Seven million years is a LONG time in human terms. The future Martians won’t need to worry about Phobos while they get colonization up and running. Watching Phobos from the surface of Mars would be a nice distraction from the grind of terraforming that planet to human sustainability.
Why not try to bring Phobos down early to help warm up Mars? A benefit now rather than a problem in the future.

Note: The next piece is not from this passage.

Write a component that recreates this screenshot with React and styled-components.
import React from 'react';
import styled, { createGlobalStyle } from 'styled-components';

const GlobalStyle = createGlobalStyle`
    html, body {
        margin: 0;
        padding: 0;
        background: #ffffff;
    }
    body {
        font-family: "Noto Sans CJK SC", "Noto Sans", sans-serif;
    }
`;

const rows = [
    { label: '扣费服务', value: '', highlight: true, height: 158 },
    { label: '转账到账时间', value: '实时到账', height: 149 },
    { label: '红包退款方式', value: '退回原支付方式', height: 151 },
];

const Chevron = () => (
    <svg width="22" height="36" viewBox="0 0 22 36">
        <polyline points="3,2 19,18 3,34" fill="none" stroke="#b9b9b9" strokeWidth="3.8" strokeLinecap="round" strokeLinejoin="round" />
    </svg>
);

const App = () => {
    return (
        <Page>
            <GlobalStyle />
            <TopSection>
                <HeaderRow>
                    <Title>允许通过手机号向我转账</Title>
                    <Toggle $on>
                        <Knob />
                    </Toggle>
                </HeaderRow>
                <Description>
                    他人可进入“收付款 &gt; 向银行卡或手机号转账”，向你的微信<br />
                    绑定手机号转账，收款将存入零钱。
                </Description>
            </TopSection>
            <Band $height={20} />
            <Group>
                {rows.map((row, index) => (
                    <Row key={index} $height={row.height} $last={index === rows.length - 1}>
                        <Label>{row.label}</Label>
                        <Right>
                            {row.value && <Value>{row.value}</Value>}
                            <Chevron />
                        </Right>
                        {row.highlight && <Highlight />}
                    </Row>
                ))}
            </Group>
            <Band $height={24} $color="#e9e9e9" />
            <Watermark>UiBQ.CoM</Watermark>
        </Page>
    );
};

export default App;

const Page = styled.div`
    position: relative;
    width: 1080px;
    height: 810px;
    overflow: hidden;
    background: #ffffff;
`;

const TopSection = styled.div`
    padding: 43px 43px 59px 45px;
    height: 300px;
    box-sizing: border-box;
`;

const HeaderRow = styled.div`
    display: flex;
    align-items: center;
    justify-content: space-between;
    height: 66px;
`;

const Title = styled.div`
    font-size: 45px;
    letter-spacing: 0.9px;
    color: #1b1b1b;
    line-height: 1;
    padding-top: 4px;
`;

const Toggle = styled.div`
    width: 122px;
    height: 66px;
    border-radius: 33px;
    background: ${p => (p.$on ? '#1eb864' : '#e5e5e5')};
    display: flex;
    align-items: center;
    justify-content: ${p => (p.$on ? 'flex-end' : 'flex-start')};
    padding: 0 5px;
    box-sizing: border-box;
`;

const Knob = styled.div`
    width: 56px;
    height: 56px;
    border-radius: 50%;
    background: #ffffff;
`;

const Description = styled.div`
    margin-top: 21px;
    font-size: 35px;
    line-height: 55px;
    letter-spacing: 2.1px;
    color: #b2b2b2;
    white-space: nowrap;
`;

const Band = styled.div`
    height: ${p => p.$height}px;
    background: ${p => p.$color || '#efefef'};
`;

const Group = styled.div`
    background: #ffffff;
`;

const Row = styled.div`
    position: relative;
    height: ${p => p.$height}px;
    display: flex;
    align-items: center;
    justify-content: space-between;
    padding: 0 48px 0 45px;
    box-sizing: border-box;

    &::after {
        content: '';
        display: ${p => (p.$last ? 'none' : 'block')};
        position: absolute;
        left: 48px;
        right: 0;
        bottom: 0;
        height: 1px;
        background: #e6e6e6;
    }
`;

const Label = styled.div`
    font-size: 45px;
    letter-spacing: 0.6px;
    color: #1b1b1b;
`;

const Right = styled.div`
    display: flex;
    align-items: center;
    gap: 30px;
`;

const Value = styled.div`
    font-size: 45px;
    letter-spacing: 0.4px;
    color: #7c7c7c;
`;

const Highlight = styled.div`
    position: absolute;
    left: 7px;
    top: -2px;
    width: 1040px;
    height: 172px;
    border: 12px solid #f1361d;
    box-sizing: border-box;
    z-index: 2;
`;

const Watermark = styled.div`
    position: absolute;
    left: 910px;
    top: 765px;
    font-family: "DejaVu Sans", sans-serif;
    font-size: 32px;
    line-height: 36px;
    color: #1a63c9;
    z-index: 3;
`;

We have ways we can send Phobos on a collision course with Mars in our lifetime, but it would be sad to lose a moon in the Solar System and Mars is a rocky planet, not a gas planet, so moons are more rare. Mars has only 2 captured by Mars’ gravity. Mars is considered a moon destroyer. Many craters have been found on Mars that are basically oval shaped, meaning the impactor came at a very low angle, very likely moons. Phobos might form a crater over 850 miles long. The low angle might be enough for the collision to knock Mars off it’s axis, but maybe not change it’s rotation speed much. For example, Venus didn’t used to spin backwards. And the rotation period used to be 224 days, because Venus used to be tidally locked to the Sun, having a rotation period equal to the orbital period. Then sometime, Venus was struck by a massive asteroid, maybe 375 miles across and at a low angle, which caused the collision to knock Venus upside down (relative to the plane of the Solar System.) But the rotation speed didn’t change. The reason why it now spins once every 243 days, which is longer than 1 orbital period, is because it’s gradually becoming tidally locked to the Sun again. It spins backwards, so for it to become tidally locked to the Sun again, Venus’ rotation speed must slow down to zero and then begin rotating the right way again and again gradually- become tidally locked to the Sun again. So Venus’ rotation period will eventually become much much longer. A period of more than 100 years. The questions are: By the time it reaches that speed, how fast will the rotation speed be changing? Will it make a rotation in a complete 1,000 years? 10,000 years?
I understand I explained more about Venus than Mars. I like teaching that fact about Venus’ past and future.